Meira laughed, holding her swollen belly.

She and Jacob had been married a little more than a year, a simple wartime wedding with only a handful of relatives present. Most of the young men in the two families were at the front.

Raquela knew how Jacob adored his vivacious wife. Searching for something to divert her, Raquela felt for a letter in her apron pocket. “Would you like me to read you Carmi's last letter? It's all about Italy when the Jewish Brigade landed.”

Meira tried to make herself comfortable. “Please read. I'll try my best to listen.”

“Stop me whenever you like.” Raquela pulled the well-worn letter out of her pocket. She began reading:

     “Wherever we go in Italy—in the areas our Allied forces have just begun liberating—the people come out on the road and stare at our trucks with the blue and white star of David. They wave, they shout greetings, they throw kisses at us, toss flowers as if even the trucks were human.”
“I can almost see them,” Meira whispered.
Raquela went on.
     “We keep looking for Jewish survivors. Tragically, most of the Jews of Italy have been deported or massacred. But every now and then we meet a few who were hidden by kindly Christian neighbors. They come and put their heads on our trucks and weep. When we stop, some of them jump inside and embrace us. Jews from Palestine! They can't believe we're real.”

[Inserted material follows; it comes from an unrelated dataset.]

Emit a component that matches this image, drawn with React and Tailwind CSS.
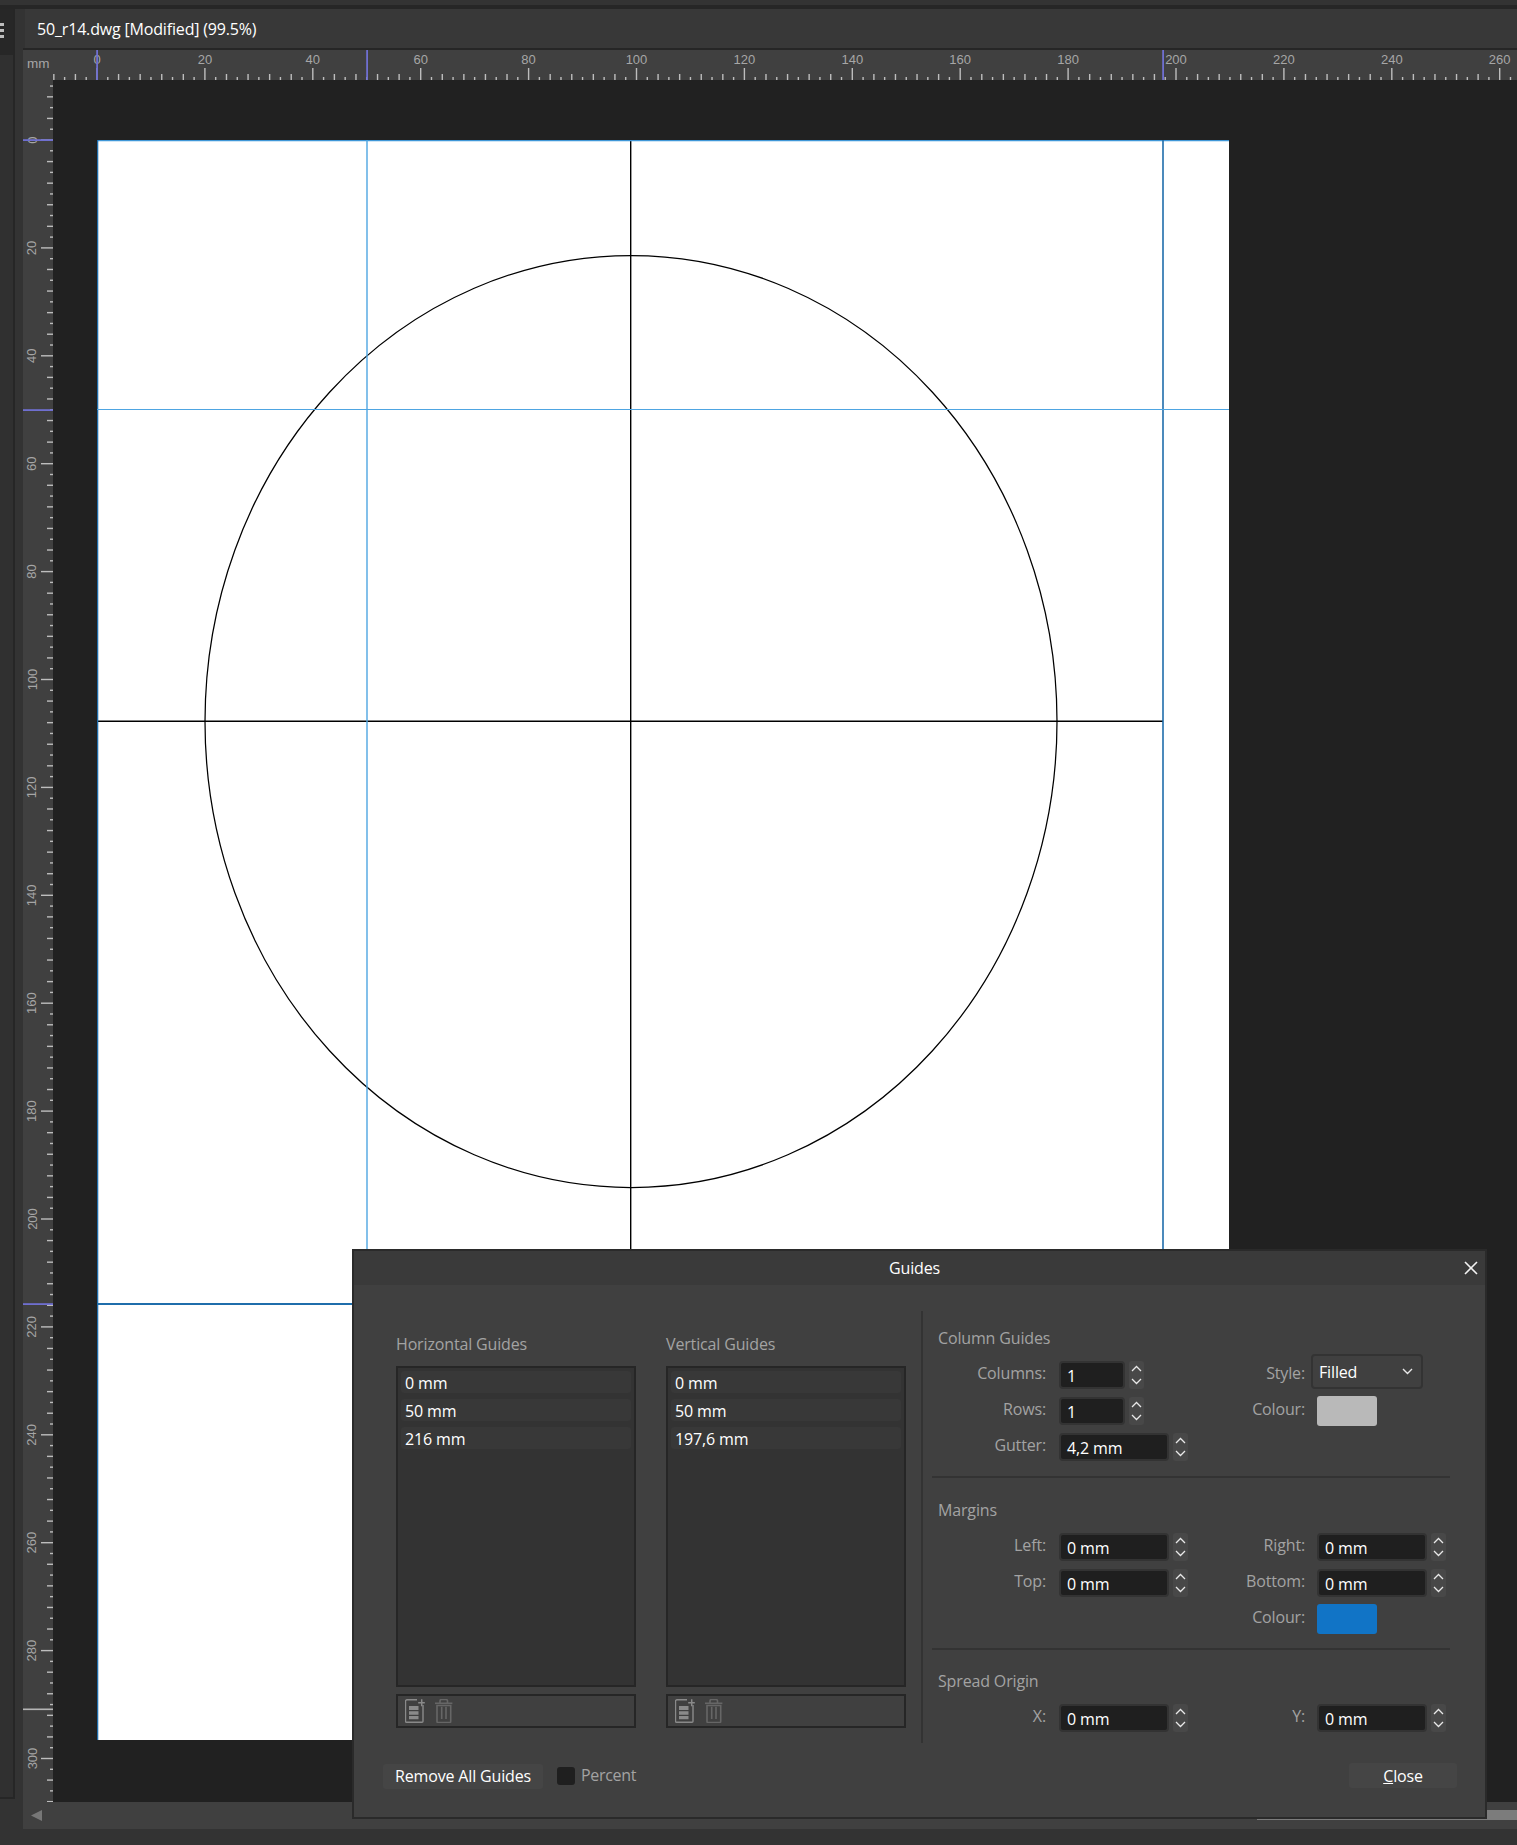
const MM = 5.395;
const ORIGIN_X = 74; // page left inside the top ruler
const ORIGIN_Y = 60; // page top inside the left ruler

function rulerMarks(length, origin) {
  const marks = [];
  for (let i = -6; i * 2 * MM + origin < length; i++) {
    const pos = origin + i * 2 * MM;
    if (pos < 30 && origin === ORIGIN_X) continue;
    if (pos < 0) continue;
    const size = i % 10 === 0 ? 12 : i % 2 === 0 ? 6 : 3;
    marks.push({ i, pos, size });
  }
  return marks;
}

function TopRuler() {
  const marks = rulerMarks(1494, ORIGIN_X);
  return (
    <svg width="1494" height="30" className="block font-['Liberation_Sans',sans-serif]">
      <text x="4" y="18" fontSize="13.5" fill="#a6a6a6">mm</text>
      {marks.map((m) => (
        <rect key={m.i} x={m.pos - 0.7} y={30 - m.size} width="1.4" height={m.size} fill="#bdbdbd" />
      ))}
      {marks.filter((m) => m.i % 10 === 0 && m.i >= 0).map((m) => (
        <text key={m.i} x={m.pos} y="13.5" fontSize="13" textAnchor="middle" fill="#a6a6a6">{m.i * 2}</text>
      ))}
      {[74, 344, 1140].map((x) => (
        <rect key={x} x={x - 0.8} y="0" width="1.8" height="30" fill="#6f6fd0" />
      ))}
    </svg>
  );
}

function LeftRuler() {
  const marks = rulerMarks(1722, ORIGIN_Y);
  return (
    <svg width="30" height="1722" className="block shrink-0 bg-[#404040] font-['Liberation_Sans',sans-serif]">
      {marks.map((m) => (
        <rect key={m.i} x={30 - m.size} y={m.pos - 0.7} width={m.size} height="1.4" fill="#bdbdbd" />
      ))}
      {marks.filter((m) => m.i % 10 === 0 && m.i >= 0).map((m) => (
        <text
          key={m.i}
          x="13.5"
          y={m.pos}
          fontSize="13"
          textAnchor="middle"
          fill="#a6a6a6"
          transform={`rotate(-90 13.5 ${m.pos})`}
        >
          {m.i * 2}
        </text>
      ))}
      {[60, 330, 1224].map((y) => (
        <rect key={y} x="0" y={y - 0.8} width="30" height="1.8" fill="#6f6fd0" />
      ))}
      <rect x="0" y="1628.5" width="30" height="1.6" fill="#b5b5b5" />
    </svg>
  );
}

function PageDrawing() {
  return (
    <svg width="1132" height="1600" className="absolute left-0 top-0">
      <ellipse cx="534" cy="581.5" rx="426" ry="466" fill="none" stroke="#000" strokeWidth="1.25" />
      <line x1="533.7" y1="0" x2="533.7" y2="1110" stroke="#000" strokeWidth="1.4" />
      <line x1="0" y1="581.3" x2="1066" y2="581.3" stroke="#000" strokeWidth="1.4" />
      <line x1="0" y1="0.5" x2="1132" y2="0.5" stroke="#3f97d8" strokeWidth="1.4" />
      <line x1="0.5" y1="0" x2="0.5" y2="1600" stroke="#1f6dab" strokeWidth="1.6" />
      <line x1="270" y1="0" x2="270" y2="1110" stroke="#4ea5e2" strokeWidth="1.4" />
      <line x1="1066" y1="0" x2="1066" y2="1110" stroke="#1f6dab" strokeWidth="1.6" />
      <line x1="0" y1="269.5" x2="1132" y2="269.5" stroke="#4ea5e2" strokeWidth="1.2" />
      <line x1="0" y1="1164" x2="260" y2="1164" stroke="#1f6dab" strokeWidth="1.8" />
    </svg>
  );
}

function Chevron({ up }) {
  return (
    <svg width="11" height="7" viewBox="0 0 11 7" fill="none" stroke="#e8e8e8" strokeWidth="1.3">
      <polyline points={up ? "1,6 5.5,1.5 10,6" : "1,1 5.5,5.5 10,1"} />
    </svg>
  );
}

function Spinner() {
  return (
    <div className="ml-[4px] flex h-[28px] w-[15px] flex-col items-center justify-center gap-[6px] rounded-[3px] bg-[#484848]">
      <Chevron up />
      <Chevron />
    </div>
  );
}

function NumberField({ value, width = "w-[110px]" }) {
  return (
    <div className="flex items-center">
      <div className={`${width} flex h-[28px] items-center rounded-[4px] border-2 border-[#333333] bg-[#1f1f1f] pl-[6px] pt-[2px] text-white`}>
        {value}
      </div>
      <Spinner />
    </div>
  );
}

function FieldLabel({ children, width }) {
  return <div className={`${width} pb-[4px] text-right text-[#a3a3a3]`}>{children}</div>;
}

function SectionTitle({ children }) {
  return <div className="ml-[6px] h-[20px] leading-[20px] text-[#a3a3a3]">{children}</div>;
}

function FieldRow({ left, right }) {
  return (
    <div className="flex h-[28px] items-center">
      <div className="flex w-[256px] items-center">
        {left && (
          <>
            <FieldLabel width="w-[114px]">{left.label}</FieldLabel>
            <div className="ml-[13px]">
              <NumberField value={left.value} width={left.width} />
            </div>
          </>
        )}
      </div>
      {right && (
        <div className="flex items-center">
          <FieldLabel width="w-[117px]">{right.label}</FieldLabel>
          <div className="ml-[12px]">{right.control}</div>
        </div>
      )}
    </div>
  );
}

function Swatch({ className }) {
  return <div className={`h-[30px] w-[60px] rounded-[3px] ${className}`} />;
}

function GuideList({ title, items }) {
  return (
    <div className="w-[240px]">
      <div className="h-[20px] leading-[20px] text-[#a3a3a3]">{title}</div>
      <div className="mt-[12px] flex h-[321px] flex-col gap-[6px] border-2 border-[#262626] bg-[#333333] px-[3px] pt-[3px]">
        {items.map((item) => (
          <div key={item} className="flex h-[22px] items-center rounded-[3px] bg-[#383838] pl-[4px] pt-[2px] text-white">
            {item}
          </div>
        ))}
      </div>
      <div className="mt-[7px] flex h-[34px] items-center gap-[10px] border-2 border-[#262626] pl-[7px]">
        <svg width="20" height="24" viewBox="0 0 20 24" fill="none">
          <path d="M12 0.7H2a1.5 1.5 0 0 0-1.5 1.5v20a1 1 0 0 0 1 1h15.5a1 1 0 0 0 1-1V6" stroke="#8a8a8a" strokeWidth="1.4" />
          <path d="M4 7h9.5v4H4zM4 12.3h9.5v3.4H4zM4 17h9.5v3.2H4z" fill="#8a8a8a" />
          <path d="M16.7 0.2v7M13.2 3.7h6.6" stroke="#8a8a8a" strokeWidth="1.5" />
        </svg>
        <svg width="18" height="24" viewBox="0 0 18 24" fill="none" stroke="#666666" strokeWidth="1.6">
          <path d="M0 4.3h17.4" />
          <path d="M5 4.3V2a1.5 1.5 0 0 1 1.5-1.5h4.5A1.5 1.5 0 0 1 12.5 2v2.3" />
          <path d="M2 6.5h13.7v16a1 1 0 0 1-1 1H3a1 1 0 0 1-1-1z" />
          <path d="M6.7 7.7V20M11 7.7V20" />
        </svg>
      </div>
    </div>
  );
}

function GuidesDialog() {
  return (
    <div className="absolute left-[352px] top-[1249px] flex h-[570px] w-[1135px] flex-col border-2 border-[#2a2a2a] bg-[#404040] text-[16px] font-['Open_Sans',sans-serif] tracking-[-0.15px]">
      <div className="relative flex h-[34px] shrink-0 items-center justify-center bg-[#3a3a3a] pr-[10px] text-white">
        Guides
        <svg width="14" height="14" viewBox="0 0 14 14" className="absolute right-[7px] top-[10px]" stroke="#f2f2f2" strokeWidth="1.6">
          <path d="M1 1l12 12M13 1L1 13" />
        </svg>
      </div>

      <div className="mt-[26px] flex h-[432px] shrink-0">
        <div className="ml-[42px] flex gap-[30px] pt-[23px]">
          <GuideList title="Horizontal Guides" items={["0 mm", "50 mm", "216 mm"]} />
          <GuideList title="Vertical Guides" items={["0 mm", "50 mm", "197,6 mm"]} />
        </div>

        <div className="ml-[15px] w-[540px] border-l-2 border-[#333333] pl-[9px]">
          <div className="w-[518px]">
            <div className="pt-[17px]">
              <SectionTitle>Column Guides</SectionTitle>
              <div className="mt-[13px] flex flex-col gap-[8px]">
                <FieldRow
                  left={{ label: "Columns:", value: "1", width: "w-[66px]" }}
                  right={{
                    label: "Style:",
                    control: (
                      <div className="-mt-[7px] -ml-[6px] flex h-[35px] w-[112px] items-center justify-between rounded-[4px] border-2 border-[#333333] pl-[6px] pr-[8px] text-white">
                        Filled
                        <svg width="11" height="7" viewBox="0 0 11 7" fill="none" stroke="#e8e8e8" strokeWidth="1.4">
                          <polyline points="1,1 5.5,5.5 10,1" />
                        </svg>
                      </div>
                    ),
                  }}
                />
                <FieldRow
                  left={{ label: "Rows:", value: "1", width: "w-[66px]" }}
                  right={{ label: "Colour:", control: <Swatch className="bg-[#b9b9b9]" /> }}
                />
                <FieldRow left={{ label: "Gutter:", value: "4,2 mm" }} />
              </div>
            </div>
            <div className="mt-[15px] h-[2px] bg-[#333333]" />
            <div className="pt-[22px]">
              <SectionTitle>Margins</SectionTitle>
              <div className="mt-[13px] flex flex-col gap-[8px]">
                <FieldRow
                  left={{ label: "Left:", value: "0 mm" }}
                  right={{ label: "Right:", control: <NumberField value="0 mm" /> }}
                />
                <FieldRow
                  left={{ label: "Top:", value: "0 mm" }}
                  right={{ label: "Bottom:", control: <NumberField value="0 mm" /> }}
                />
                <FieldRow right={{ label: "Colour:", control: <Swatch className="bg-[#1174c6]" /> }} />
              </div>
            </div>
            <div className="mt-[15px] h-[2px] bg-[#333333]" />
            <div className="pt-[21px]">
              <SectionTitle>Spread Origin</SectionTitle>
              <div className="mt-[13px]">
                <FieldRow
                  left={{ label: "X:", value: "0 mm" }}
                  right={{ label: "Y:", control: <NumberField value="0 mm" /> }}
                />
              </div>
            </div>
          </div>
        </div>
      </div>

      <div className="mt-[20px] flex items-start justify-between pl-[29px] pr-[28px]">
        <div className="flex items-center">
          <div className="flex h-[25px] w-[160px] items-center justify-center rounded-[3px] bg-[#454545] text-white">
            Remove All Guides
          </div>
          <div className="ml-[14px] h-[18px] w-[18px] rounded-[3px] bg-[#1f1f1f]" />
          <div className="ml-[6px] pb-[2px] tracking-[-0.3px] text-[#a3a3a3]">Percent</div>
        </div>
        <div className="flex h-[25px] w-[108px] items-center justify-center rounded-[3px] bg-[#454545] text-white">
          <span className="underline">C</span>lose
        </div>
      </div>
    </div>
  );
}

export default function App() {
  return (
    <div className="relative flex h-[1845px] w-[1517px] flex-col overflow-hidden bg-[#333333]">
      <div className="h-[5px] shrink-0 bg-[#333333]" />
      <div className="h-[4px] shrink-0 bg-[#262626]" />

      <div className="flex flex-1">
        {/* left tool strip */}
        <div className="flex w-[23px] shrink-0">
          <div className="flex h-[1790px] w-[13px] flex-col border-b-2 border-[#262626]">
            <div className="flex h-[46px] flex-col gap-[3px] bg-[#272727] pt-[14px]">
              <div className="h-[3px] w-[4px] bg-[#bdbdbd]" />
              <div className="h-[3px] w-[4px] bg-[#bdbdbd]" />
              <div className="h-[3px] w-[4px] bg-[#bdbdbd]" />
            </div>
            <div className="flex-1 bg-[#303030]" />
          </div>
          <div className="h-[1790px] w-[2px] bg-[#262626]" />
        </div>

        <div className="flex min-w-0 flex-1 flex-col">
          <div className="ml-[2px] flex h-[39px] shrink-0 items-center bg-[#383838] pl-[12px] pt-[1px] font-['Open_Sans',sans-serif] text-[16px] tracking-[-0.17px] text-white">
            50_r14.dwg [Modified] (99.5%)
          </div>
          <div className="h-[2px] shrink-0 bg-[#262626]" />
          <div className="h-[30px] shrink-0 bg-[#404040]">
            <TopRuler />
          </div>
          <div className="flex h-[1722px] shrink-0">
            <LeftRuler />
            <div className="flex-1 bg-[#212121] pl-[44px] pt-[60px]">
              <div className="relative h-[1600px] w-[1132px] bg-white">
                <PageDrawing />
              </div>
            </div>
          </div>
          {/* bottom scrollbar */}
          <div className="flex h-[27px] shrink-0 justify-between bg-[#404040] pt-[8px]">
            <svg width="12" height="11" viewBox="0 0 12 11" className="ml-[8px]">
              <polygon points="0,5.5 11,0 11,11" fill="#777777" />
            </svg>
            <div className="h-[10px] w-[260px] bg-[#7c7c7c]" />
          </div>
        </div>
      </div>

      <GuidesDialog />
    </div>
  );
}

She looked up from the letter. Meira clutched her body with her hands, as if to ward off an unbearable pain. “Go on, Raquela. I'm listening. What an experience for our Sabras—to meet the survivors.”

Raquela nodded. “I'm sure they'll never forget that first moment—Sabras and survivors embracing. He goes on:

     “The Germans' reaction to our Jewish Brigade is incredible. We listen to the Nazis on the radio; they sound as though they've gone berserk. They say, ‘Churchill has let mad dogs loose on Europe.'”

“Any idea where he is?” Meira sat up. The pain had stopped again.

“Somewhere north of Rome, in the mountains. He describes what it's like in those hills:

     “How cold it is. The winds howl like a hungry animal and the sound is like an unfinished symphony. Only Satan himself can conduct this orchestra.
     “Whenever I leave my tent, I pull on everything I own, six layers of underwear, and then two sweaters. I can just about get my army jacket closed.
     “We're fighting on two fronts—the first front is against the Nazis, and the second front is against nature. In the dark night the wind blows us around in all directions as if we were drunk. And the mud! Sometimes I think I'll never get the mud out of my boots or my pants.”

She stopped reading. Meira lay with her eyes closed. “I'll skip this part,” Raquela said.

She read the next paragraphs to herself; she knew them almost by heart.

     I look at your picture (I always carry it in my left pocket, next to my heart; it's so comforting to have Raquela near me) and repeat to myself for the thousandth time, again and again and again. There is no question—I love the most beautiful and fantastic girl in the world.
     I am only flesh and blood. The chambers of my heart are overflowing with the emotions I feel toward you.
     Many kisses from the one who longs for you.

A white-jacketed doctor entered the room. Raquela jumped to her feet like a private confronted by the commanding general.

“And how are you this morning, Mrs. Levy?”

“Feeling better already now that I see you, Dr. Brzezinski.” Meira straightened the sheet above her abdomen.

She introduced Raquela. “This is my sister-in-law, Raquela, Jacobs sister.”

Dr. Brzezinski smiled at Raquela. “I remember you sitting in front of the window in my G-Y-and-O class. I had no idea you two were related.”

Raquela was flustered. Dr. Aron Brzezinski, deputy chief of gynecology and obstetrics, had noticed her. He was not handsome. His face was round, and he wore thick dark-rimmed glasses. He was in his middle thirties, already slightly paunched and an inch shorter than she; yet he moved in an aura of warmth and compassion. She saw Meira looking at his kindly face as if his very presence would make her labor easier.

He examined Meira. “Not yet. I don't want to induce labor unless we have to.”

Meira shut her eyes and began breathing deeply. In minutes she was asleep.

Dr. Brzezinski turned to Raquela. “Would you like to have some coffee with me? I'm going down to the cafeteria.”